Tracking semantic change

The problem of tracking semantic change in searching document archives has been addressed, e.g., by Berberich et al. (2009), who proposed a solution to this problem by reformu- lating a query into terms prevalent in the past by comparing the contexts over time- captured by co-occurrence statistics. The approach requires a recurrent computation which can affect efficiency and scalability. Kaluarachchi et al. (2010, 2011), proposed to discover semantically identical concepts (or named entities) that are used at different times using an association rule mining technique using events (sentences containing a subject, a verb, objects, and nouns) associated to two distinct entities. Two entities are semantically related if the associated events occur multiple times in a document archive.
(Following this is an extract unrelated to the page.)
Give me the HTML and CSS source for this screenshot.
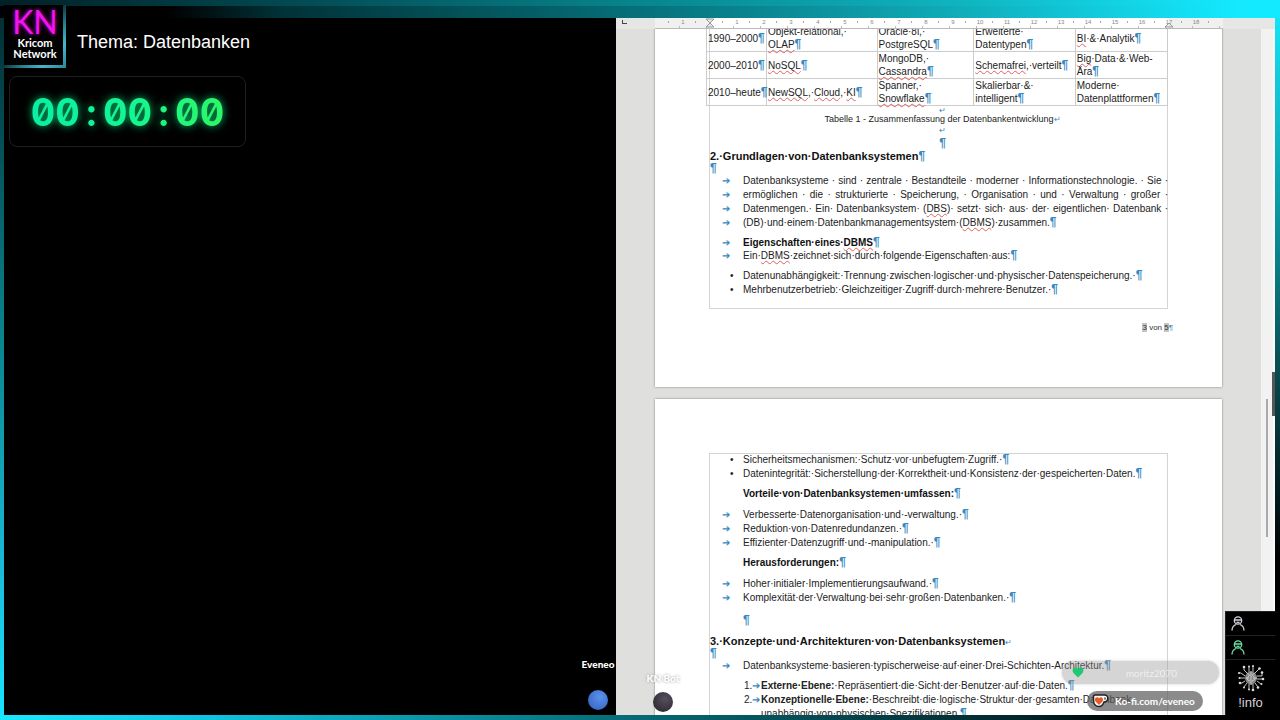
FILE: index.html
```html
<!DOCTYPE html>
<html lang="de">
<head>
<meta charset="utf-8">
<title>Thema: Datenbanken</title>
<link rel="stylesheet" href="styles.css">
</head>
<body>
<div class="stage">
  <section class="left">
    <header class="brand">
      <div class="logo"><div class="logo-inner"><strong class="kn">KN</strong><span class="network">Kricom<br>Network</span></div></div>
      <h1 class="topic">Thema: Datenbanken</h1>
    </header>
    <div class="timer"><span class="digits">00<span class="colon">:</span>00<span class="colon">:</span>00</span></div>
  </section>

  <section class="writer">
    <div class="ruler">
      <span class="tab-corner"></span>
      <svg class="scale" width="568" height="11" viewBox="0 0 568 11" aria-hidden="true">
        <defs><pattern id="ticks" x="-12" y="0" width="27" height="11" patternUnits="userSpaceOnUse"><rect x="25" y="3" width="1" height="2" fill="#aaa"/><rect x="9" y="8" width="1" height="2" fill="#bbb"/></pattern></defs>
        <rect width="568" height="10" fill="#f0f0f0"/>
        <rect x="55" width="459" height="10" fill="#fff"/>
        <rect width="568" height="11" fill="url(#ticks)"/>
        <path d="M0 10.500H568" stroke="#bbb"/>
        <g class="nums">
          <text x="28" y="6">1</text><text x="82" y="6">1</text><text x="109" y="6">2</text><text x="136" y="6">3</text><text x="163" y="6">4</text><text x="190" y="6">5</text><text x="217" y="6">6</text><text x="244" y="6">7</text><text x="271" y="6">8</text><text x="298" y="6">9</text><text x="325" y="6">10</text><text x="352" y="6">11</text><text x="379" y="6">12</text><text x="406" y="6">13</text><text x="433" y="6">14</text><text x="460" y="6">15</text><text x="487" y="6">16</text><text x="514" y="6">17</text><text x="541" y="6">18</text>
        </g>
        <path d="M51 1h8l-4 4zM51 9l4-4 4 4zM510 9l4-4 4 4z" fill="#e8e8e8" stroke="#999"/>
      </svg>
    </div>
    <div class="view">
      <main class="canvas">
        <article class="page first">
          <div class="frame">
            <table class="history">
              <colgroup><col class="c1"><col class="c2"><col class="c3"><col class="c4"><col class="c5"></colgroup>
              <tbody>
              <tr><td>1990–2000<i>¶</i></td><td>Objekt-relational,·<br><u>OLAP</u><i>¶</i></td><td>Oracle·8i,·<br>PostgreSQL<i>¶</i></td><td>Erweiterte·<br>Datentypen<i>¶</i></td><td><u>BI</u>·&amp;·Analytik<i>¶</i></td></tr>
              <tr><td>2000–2010<i>¶</i></td><td><u>NoSQL</u><i>¶</i></td><td>MongoDB,·<br><u>Cassandra</u><i>¶</i></td><td><u>Schemafrei</u>,·verteilt<i>¶</i></td><td><u>Big</u>·Data·&amp;·Web-<br>Ära<i>¶</i></td></tr>
              <tr><td>2010–heute<i>¶</i></td><td><u>NewSQL</u>,·<u>Cloud</u>,·<u>KI</u><i>¶</i></td><td>Spanner,·<br><u>Snowflake</u><i>¶</i></td><td>Skalierbar·&amp;·<br>intelligent<i>¶</i></td><td>Moderne·<br>Datenplattformen<i>¶</i></td></tr>
              </tbody>
            </table>
            <p class="caption"><i>↵</i></p>
            <p class="caption">Tabelle 1 - Zusammenfassung der Datenbankentwicklung<i>↵</i></p>
            <p class="caption"><i>↵</i></p>
            <p class="center"><i>¶</i></p>
            <h2>2.·Grundlagen·von·Datenbanksystemen<i>¶</i></h2>
            <p class="empty"><i>¶</i></p>
            <div class="line wide"><b class="mark">➔</b><p>Datenbanksysteme · sind · zentrale · Bestandteile · moderner · Informationstechnologie. · Sie ·</p></div>
            <div class="line wide"><b class="mark">➔</b><p>ermöglichen · die · strukturierte · Speicherung, · Organisation · und · Verwaltung · großer ·</p></div>
            <div class="line wide"><b class="mark">➔</b><p>Datenmengen.· Ein· Datenbanksystem· (<u>DBS</u>)· setzt· sich· aus· der· eigentlichen· Datenbank ·</p></div>
            <div class="line"><b class="mark">➔</b><p>(DB)·und·einem·Datenbankmanagementsystem·(<u>DBMS</u>)·zusammen.<i>¶</i></p></div>
            <div class="line tight gap"><b class="mark">➔</b><h3>Eigenschaften·eines·<u>DBMS</u><i>¶</i></h3></div>
            <div class="line tight"><b class="mark">➔</b><p>Ein·<u>DBMS</u>·zeichnet·sich·durch·folgende·Eigenschaften·aus:<i>¶</i></p></div>
            <ul class="gap">
              <li class="line"><b class="mark dot">•</b><p>Datenunabhängigkeit:·Trennung·zwischen·logischer·und·physischer·Datenspeicherung.·<i>¶</i></p></li>
              <li class="line"><b class="mark dot">•</b><p>Mehrbenutzerbetrieb:·Gleichzeitiger·Zugriff·durch·mehrere·Benutzer.·<i>¶</i></p></li>
            </ul>
          </div>
          <footer class="page-no"><span class="field">3</span> von <span class="field">5</span><i>¶</i></footer>
        </article>

        <article class="page second">
          <div class="frame">
            <ul>
              <li class="line"><b class="mark dot">•</b><p>Sicherheitsmechanismen:·Schutz·vor·unbefugtem·Zugriff.·<i>¶</i></p></li>
              <li class="line"><b class="mark dot">•</b><p>Datenintegrität:·Sicherstellung·der·Korrektheit·und·Konsistenz·der·gespeicherten·Daten.<i>¶</i></p></li>
            </ul>
            <h3 class="indent gap">Vorteile·von·Datenbanksystemen·umfassen:<i>¶</i></h3>
            <ul class="gap">
              <li class="line"><b class="mark">➔</b><p>Verbesserte·Datenorganisation·und·-verwaltung.·<i>¶</i></p></li>
              <li class="line"><b class="mark">➔</b><p>Reduktion·von·Datenredundanzen.·<i>¶</i></p></li>
              <li class="line"><b class="mark">➔</b><p>Effizienter·Datenzugriff·und·-manipulation.·<i>¶</i></p></li>
            </ul>
            <h3 class="indent gap">Herausforderungen:<i>¶</i></h3>
            <ul class="gap">
              <li class="line"><b class="mark">➔</b><p>Hoher·initialer·Implementierungsaufwand.·<i>¶</i></p></li>
              <li class="line"><b class="mark">➔</b><p>Komplexität·der·Verwaltung·bei·sehr·großen·Datenbanken.·<i>¶</i></p></li>
            </ul>
            <p class="indent spacer"><i>¶</i></p>
            <h2 class="section">3.·Konzepte·und·Architekturen·von·Datenbanksystemen<i class="ret">↵</i></h2>
            <p class="empty"><i>¶</i></p>
            <div class="line"><b class="mark">➔</b><p>Datenbanksysteme·basieren·typischerweise·auf·einer·Drei-Schichten-Architektur.<i>¶</i></p></div>
            <ol class="gap">
              <li class="line"><span class="num">1.<b>➔</b></span><p><strong>Externe·Ebene:</strong>·Repräsentiert·die·Sicht·der·Benutzer·auf·die·Daten.<i>¶</i></p></li>
              <li class="line"><span class="num">2.<b>➔</b></span><p><strong>Konzeptionelle·Ebene:</strong>·Beschreibt·die·logische·Struktur·der·gesamten·Datenbank·<br>unabhängig·von·physischen·Spezifikationen.<i>¶</i></p></li>
            </ol>
          </div>
        </article>
      </main>
      <aside class="scroll"><span class="thumb"></span><span class="handle"></span></aside>
    </div>
  </section>

  <div class="viewer eveneo"><span>Eveneo</span><span class="ball"></span></div>
  <div class="viewer bot"><span>KN Bot</span><span class="ball"></span></div>

  <div class="pill follower">
    <svg width="12" height="11" viewBox="0 0 12 11" aria-hidden="true"><path d="M6 10.500L1.500 6C-1 3 2-.8 5 1l1 1 1-1c3-1.800 6 2 3.500 5z" fill="#1fc873"/></svg>
    <span>moritz2070</span>
  </div>
  <a class="pill kofi" href="#">
    <svg width="17" height="16" viewBox="0 0 17 16" aria-hidden="true"><path d="M3 2h9c5-.5 5 6.500 0 7-1 3-3 4.500-5 4.500C3 13.500 1.500 11 1.500 7V3.500Q1.500 2 3 2z" fill="#fff" stroke="#222" stroke-width="1.500"/><path d="M12.500 4.300c1.800 0 1.600 2.700 0 2.700z" fill="#222"/><path d="M7 12L3.500 8.500C1.500 5.500 5 3 7 5.200 9 3 12.500 5.500 10.500 8.500z" fill="#ed5a28"/></svg>
    <span>Ko-fi.com/eveneo</span>
  </a>

  <aside class="stats">
    <div class="stat"><svg width="14" height="15" viewBox="0 0 14 15" aria-hidden="true"><use href="#person"/></svg></div>
    <div class="stat green"><svg width="14" height="15" viewBox="0 0 14 15" aria-hidden="true"><g id="person" fill="none" stroke="currentColor" stroke-width="1.300"><circle cx="7" cy="4.500" r="3.700"/><path d="M4 4h6M5.500 6q1.500 1 3 0M1 14.500c0-3 1.500-5 4-6M13 14.500c0-3-1.500-5-4-6"/></g></svg></div>
    <div class="info">
      <svg width="28" height="28" viewBox="0 0 28 28" aria-hidden="true">
        <ellipse cx="14" cy="14" rx="6" ry="6.500" fill="#888"/>
        <g fill="none" stroke="#c4c4c4" stroke-width="1">
          <path d="M14 7v14M10 9q4 2 1 4t2 4M18 9q-4 2-1 4t-2 4M9 14h3M16 14h4"/>
          <path d="M12 8V3M16 8V2M10 9L7 6V3M18 9l4-4M8 12L4 9H2M20 12h5V9M8 14H3M20 15h6M8 17l-3 2H3M20 17l4 3M10 19l-3 4M18 19l3 4M12 20v5M16 20v6"/>
        </g>
        <g fill="#ddd"><circle cx="12" cy="2.500" r="1"/><circle cx="16" cy="2" r="1"/><circle cx="7" cy="3" r="1.300"/><circle cx="22.500" cy="4.500" r="1.300"/><circle cx="2" cy="9" r="1"/><circle cx="25" cy="8.500" r="1.300"/><circle cx="2.500" cy="14" r="1"/><circle cx="26" cy="15" r="1.300"/><circle cx="3" cy="19" r="1.300"/><circle cx="24.500" cy="20" r="1"/><circle cx="7" cy="23.500" r="1"/><circle cx="21" cy="23.500" r="1.300"/><circle cx="12" cy="25.500" r="1"/><circle cx="16" cy="26" r="1.300"/></g>
      </svg>
      <span>!info</span>
    </div>
  </aside>
</div>
</body>
</html>
```
FILE: styles.css
```css
* { box-sizing: border-box; }
body { margin: 0; background: #000; font-family: "Liberation Sans", Arial, sans-serif; }
h1, h2, h3, p, ul, ol { margin: 0; padding: 0; list-style: none; font-weight: normal; }

/* Glowing frame: one gradient strip per edge */
.stage {
  position: relative;
  display: grid;
  grid-template-columns: 612fr 659fr;
  height: 100vh;
  overflow: hidden;
  padding: 18px 5px 5px 4px;
  background:
    linear-gradient(90deg, #1ae8ff, #10c4e0 16%, #06707a 47%, #054e58 62%, #02252b 80%, #000 88%) bottom / 100% 5px no-repeat,
    linear-gradient(90deg, #012026, #02444c 20%, #07868e 50%, #0fb4c0 75%, #14eaff 97%) top / 100% 6px no-repeat,
    linear-gradient(90deg, #000, #000 13%, #013238 22%, #06707a 50%, #10adba 75%, #14eaff 97%) top / 100% 18px no-repeat,
    linear-gradient(#022a30, #0a8a94 50%, #1ab9d6 78%, #18e6ff) left / 4px 100% no-repeat,
    linear-gradient(#14eaff, #0b9ca6 28%, #085055 50%, #022226 66%, #000 78%) right / 5px 100% no-repeat,
    #000;
}

/* Left side */
.left { background: #000; min-width: 0; }
.brand { display: flex; align-items: center; gap: 11px; margin-top: -13px; }
.logo { padding: 0 3px 3px 0; background: linear-gradient(135deg, #011 40%, #2a8698 65%, #46b6cc 80%, #2a8698); }
.logo-inner { display: flex; flex-direction: column; align-items: center; width: 59px; height: 60px; padding: 2px 0 0 3px; background: #000; color: #fff; }
.kn { font: 400 32px/30px Lato, "Open Sans", sans-serif; color: #f312f0; text-shadow: 0 0 4px #c0c; }
.network { font: 700 11px/11px Lato, "Open Sans", sans-serif; text-align: center; }
.topic { color: #fff; font-size: 18px; line-height: 24px; padding-top: 10px; }
.timer { display: flex; align-items: center; justify-content: center; width: 237px; height: 71px; margin: 8px 0 0 5px; border: 1px solid #1f1f1f; border-radius: 8px; }
.digits {
  font: 700 38px/48px Inter, "DejaVu Sans Mono", monospace;
  font-feature-settings: "zero" 1, "tnum" 1;
  color: transparent;
  background: linear-gradient(90deg, #08f0a4, #14f594 50%, #2ef765);
  background-clip: text;
  -webkit-background-clip: text;
  filter: drop-shadow(0 0 4px #00c46c);
}
.colon { display: inline-block; width: 23px; text-align: center; }

/* Document window */
.writer { display: flex; flex-direction: column; min-width: 0; min-height: 0; background: #dfdfdd; overflow: hidden; }
.ruler { display: flex; height: 11px; flex: none; background: #e6e6e5; }
.tab-corner { width: 5px; height: 4px; margin: 2px 28px 0 6px; border: solid #444; border-width: 0 0 1px 1px; }
.scale { flex: none; }
.nums { font: 6px "Liberation Sans", sans-serif; fill: #888; text-anchor: middle; }
.view { display: flex; flex: 1; min-height: 0; overflow: hidden; }
.canvas { flex: 1; min-width: 0; padding: 0 39px; }
.page { background: #fff; box-shadow: 0 0 2px #777; padding: 0 54px; }
.second { margin-top: 12px; padding-top: 54px; }
.frame { color: #222; font-size: 10px; line-height: 14px; white-space: nowrap; box-shadow: inset 0 0 0 1px #d4d4d4; }
.first .frame { padding-bottom: 12px; }
i { font-style: normal; color: #3989bf; }
.frame i { font-size: 12px; font-weight: bold; line-height: 0; }
u { text-decoration: underline wavy #e06060 1px; text-underline-offset: 1px; text-decoration-skip-ink: none; }

.history { width: calc(100% + 3px); margin: -5px 0 0 -3px; border-collapse: collapse; table-layout: fixed; line-height: 13px; }
.history td { height: 27px; padding: 0 1px; border: 1px solid #ccc; vertical-align: middle; }
.c1 { width: 13%; }
.c2 { width: 24%; }
.c3 { width: 21%; }
.c4 { width: 22%; }
.c5 { width: 20%; }

.caption { text-align: center; font-size: 9px; line-height: 11px; padding-left: 8px; }
.history + .caption { line-height: 8px; }
.frame .caption i { font-size: 8px; font-weight: normal; }
.center { text-align: center; line-height: 13px; padding-left: 8px; margin-top: 1px; }
h2 { font-size: 11px; line-height: 13px; font-weight: bold; color: #111; padding-left: 1px; }
h3 { font-weight: bold; color: #111; font-size: 10px; }
.empty { line-height: 11px; padding-left: 1px; }
.line { display: flex; }
.line > p, .line > h3 { flex: 1; min-width: 0; }
.wide > p { text-align: justify; text-align-last: justify; }
.tight { line-height: 13px; }
.gap { margin-top: 6px; }
ul.gap, .section { margin-top: 7px; }
.spacer { margin-top: 9px; }
.mark { flex: none; width: 34px; padding-left: 13px; color: #3989bf; font-weight: normal; }
.dot { padding-left: 21px; color: #222; }
.indent { padding-left: 34px; }
.num { flex: none; width: 52px; padding-left: 35px; }
.num b { color: #3989bf; font-weight: normal; }
.frame i.ret { font-size: 8px; font-weight: normal; }
.page-no { text-align: right; color: #333; font-size: 8px; line-height: 10px; padding: 14px 0 54px; margin-right: -5px; }
.field { background: #c4c4c4; }

.scroll { position: relative; flex: none; width: 14px; background: #f2f2f2; border-right: 2px solid #fafafa; }
.thumb { position: absolute; left: 5px; top: 54%; width: 2px; height: 20%; background: #aaaaac; }
.handle { position: absolute; right: -2px; top: 50%; width: 3px; height: 44px; background: #555; }

/* Stream overlays */
.viewer { position: absolute; display: flex; flex-direction: column; align-items: center; width: 60px; color: #fff; font: 900 10px/14px Lato, "Open Sans", sans-serif; }
.ball { width: 20px; height: 20px; border-radius: 50%; }
.eveneo { left: 568px; bottom: 10px; gap: 19px; }
.eveneo .ball { background: radial-gradient(circle at 60% 35%, #5c92ea, #3768c8 80%); }
.bot { left: 633px; bottom: 8px; gap: 7px; text-shadow: 0 0 3px #999; }
.bot .ball { background: radial-gradient(circle at 60% 35%, #56505c, #2e2a34 80%); }
.pill { position: absolute; display: flex; align-items: center; border-radius: 12px; color: #fff; text-decoration: none; }
.follower { right: 61px; bottom: 36px; width: 157px; height: 23px; padding-left: 10px; background: rgba(150, 150, 150, .4); box-shadow: 0 0 3px #ccc; font: 10px/14px Lato, sans-serif; }
.follower span { flex: 1; text-align: center; opacity: .6; }
.kofi { right: 77px; bottom: 9px; width: 116px; height: 20px; padding-left: 5px; gap: 6px; background: rgba(90, 90, 90, .7); font: 700 10px/14px Lato, sans-serif; }
.stats { position: absolute; right: 5px; bottom: 5px; width: 50px; background: #000; color: #d8d0dc; border: 1px solid #222; border-width: 1px 0 0 1px; }
.stat { height: 24px; padding: 4px 5px; border-bottom: 1px solid #222; }
.stat svg { display: block; }
.green { color: #6fe0a4; }
.info { display: flex; flex-direction: column; align-items: center; padding: 4px 0 2px; font-size: 13px; line-height: 21px; }
```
The approach relies on linguistic properties and events, which are subjected to change over time as well. Kanhabua and Nørvåg (2010) tracked named entity changes from anchor texts in Wikipedia and associated each version of a term with a period of validity using Wikipedia history as well as New York Times Annotated Corpus. Unfortunately, the method has limited applicability as link information, such as anchor texts, is not always available in other document archives. In more recent work, Mazeika et al. (2011) extracted named entities from the YAGO ontology and tracked their changed usage patterns using the New York Times Annotated Corpus. Similar to the work by Kanhabua and Nørvåg (2010), relying on the ontological knowledge is expensive and requires human annotators.